Las vidas se perdieron para siempre. Y pienso, con espanto, que en el
desfile de carros alegóricos iban víctimas y victimarios
protegidos, estos últimos, por el manto de olvido y la sumersión
de las responsabilidades.
Muchos
detalles permanecen ocultos y, recién después de cincuenta
años, un diario del sistema puede hacer una recensión de
un libro publicado en 1997 titulado “La elite parda de Carintia.”
El autor es el historiador, Alfred Elste, y publica documentos inéditos
encontrados en los archivos de Koblenz, Berlín y Viena.

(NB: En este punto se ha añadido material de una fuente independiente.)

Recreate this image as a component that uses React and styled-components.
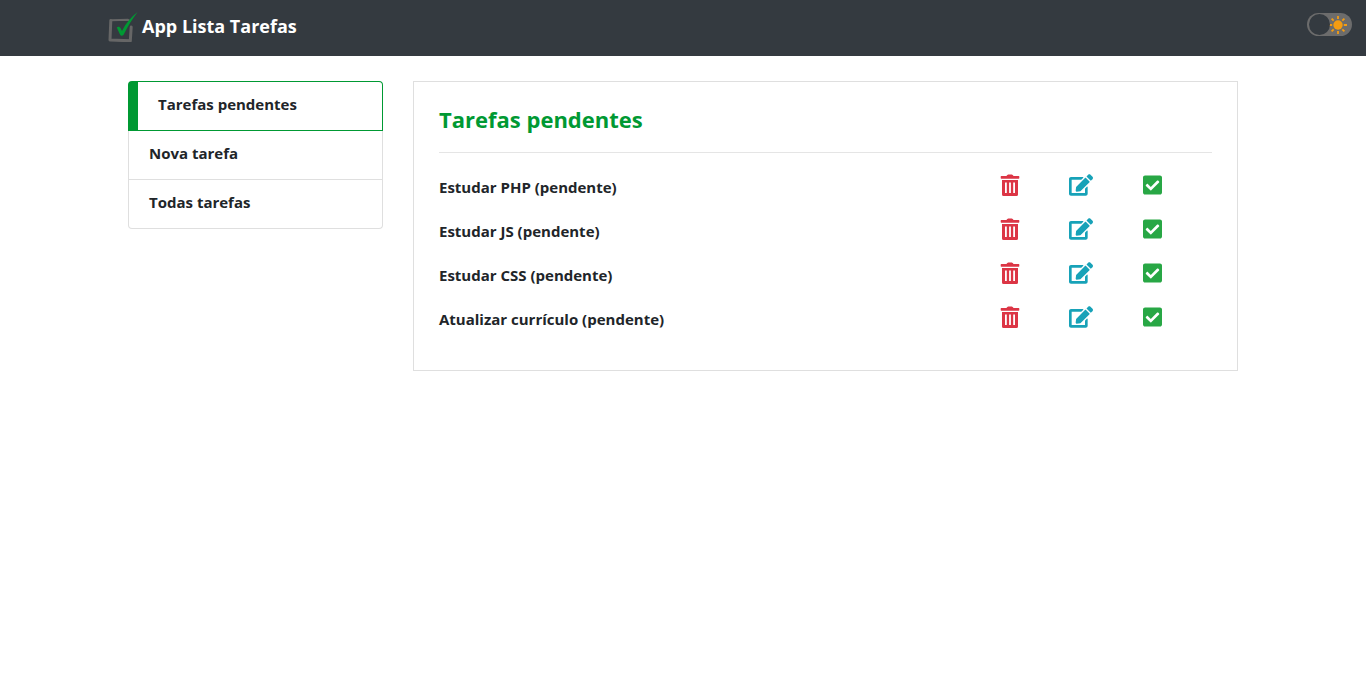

En el libro se publica que Erwin Aichinger, SS-Sturmbannführer, choqueado
por los “excesos” de la política de germanización,
confiscación de tierras y expulsión de sus moradores, escribió
una carta al ministro del Reich, Heinrich Himmler, donde le dice: „No
puede ser que gente correcta, que no ha faltado a la ley sea expulsada
en el lapso de pocas horas de su vivienda y campesinado, y que jefes de
las SS y agentes de la Gestapo se instalen en sus casas y se apoderen
de sus propiedades“.
Himmler contestó la carta: “ Usted puede estar muy tranquilo.
Los expulsados son eslovenos de mala raza, no los de buena raza, todos
ellos son examinados“.
Los documentos muestran la actividad de los principales dirigentes nazis
de la región. Uno de ellos, Alois Maier-Kaibitsch es definido como
fanático de la persecución en contra de los eslovenos. El
informa en julio de 1942: „Los acontecimientos en los Balcanes nos
dan el instrumento para eliminar a la conocida minoría eslovena
del territorio norte de los Karawanken“.
El autor revela no sólo la criminal actividad de la elite nazi
en Carintia, sino también afirma que los principales responsables
no fueron sancionados como correspondería. Y lo que es peor, tienen
seguidores que reproducen el mismo odio. Basta leer el periódico
que editan.
Silencioso, miro, una vez más, la fotografía.